AVSP 2003 - International Conference on Audio-Visual Speech Processing
September 4-7, 2003
The purpose of this contribution is to improve our knowledge about the time course of visual and auditory perception with regard to the representation of sound types as different in their phenomenological format as vowels and glides. Our results on the perception of Vowel-to-Vowel gesture via the production of epenthetic glides in between - according to our 2-COMP-Vowel Model - allow us to conceive of the timevarying vs. stationary representational issue as linked to the underlying control for moving phases: (i) while the stationary (plateau) or climax phase of a vowel can be shown as truly representative for this segment, (ii) and whereas motion in the time-varying on-gliding phase can be shown to be informative only when shape is incomplete, (iii) motion in the off-gliding phase of the same vowel can reveal itself as misleading, in the sense that it could prime an erroneous candidate for the following vowel, up to the end of the transitional glide in V-to-V. Thus, contrary to the dynamic specification theory for vowels, the moving on-gliding and off-gliding phases can be, respectively, less informative than stationary parts, as shown before, and even truly misleading as shown here. (iiii) Moreover the same off-gliding phase can be recovered as a true controlled glide under certain language-based constraints (as exemplified by the power-effect).

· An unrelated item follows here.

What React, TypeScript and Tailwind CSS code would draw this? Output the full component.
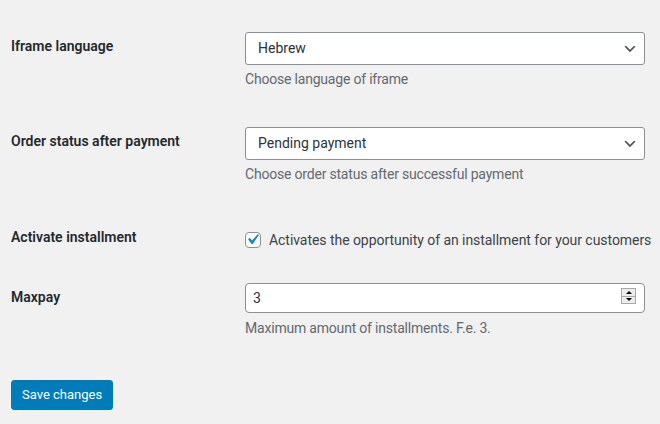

Finally in line with our caveat against the claim that "all is dynamics in speech", we will briefly mention recent computational modeling and neural data which support our hypothesis, especially the snapshot neuronal computation which fits with recent brain imaging data of stilled and moving speaking mouths.
Bibliographic reference. Cathiard, Marie-Agnès / Abry, Christian / Gedzelman, Séverine / Loevenbruck, Hélène (2003): "Visual and auditory perception of epenthetic glides", In AVSP 2003, 61-66.